Yashovijaya (IAST: Yaśovijaya, 1624–1688), a seventeenth-century Jain philosopher-monk, was a notable Indian philosopher and logician. He was a thinker, prolific writer and commentator who had a strong and lasting influence on Jainism. He was a disciple of Muni Nayavijaya in the lineage of Jain monk Hiravijaya (belonging to the Tapa Gaccha tradition of Svetambara Jains) who influenced the Mughal Emperor Akbar to give up eating meat. He is also known as Yashovijayji with honorifics like Mahopadhyaya or Upadhyaya or Gani.
Conception of self
Yashovijaya authored two famous texts — Adhyatmasara and Adhyatmopanisatprakarana— that analyses the true nature of self.
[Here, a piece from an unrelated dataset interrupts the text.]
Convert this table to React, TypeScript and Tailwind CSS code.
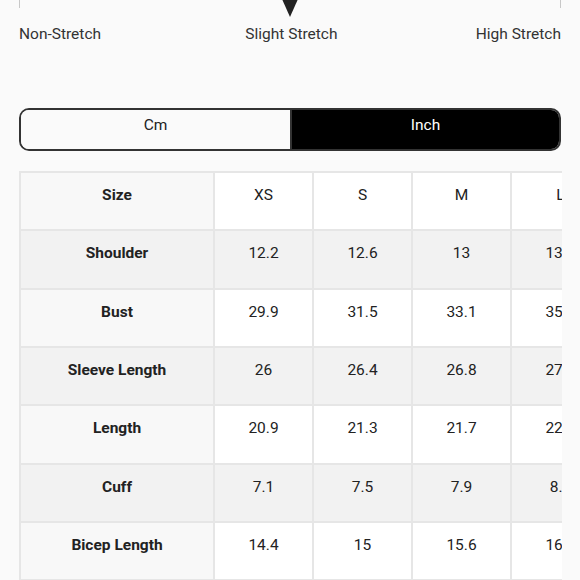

Yashovijaya describes the state of true self-awareness as a state beyond deep sleep, beyond conceptualisation, and beyond linguistic representation, and he says that it is the duty of any good sastra to point out the existence and possibility of such states of true self-awareness, for they cannot be discovered by reason or experience alone. Yashovijaya argues that from the standpoint of niscaya naya (real standpoint) the soul is called jiva if it leads an embodied life. This is different than Kundakunda’s view of niscaya naya, that only a soul that possesses the most essential property of the soul—cognitive capacity—is jiva. This means that according to Kundakunda only a released soul is jiva from the standpoint of niscaya naya. While both position have valid logic, Yashovijaya criticised this view as it had no support from any prior authors.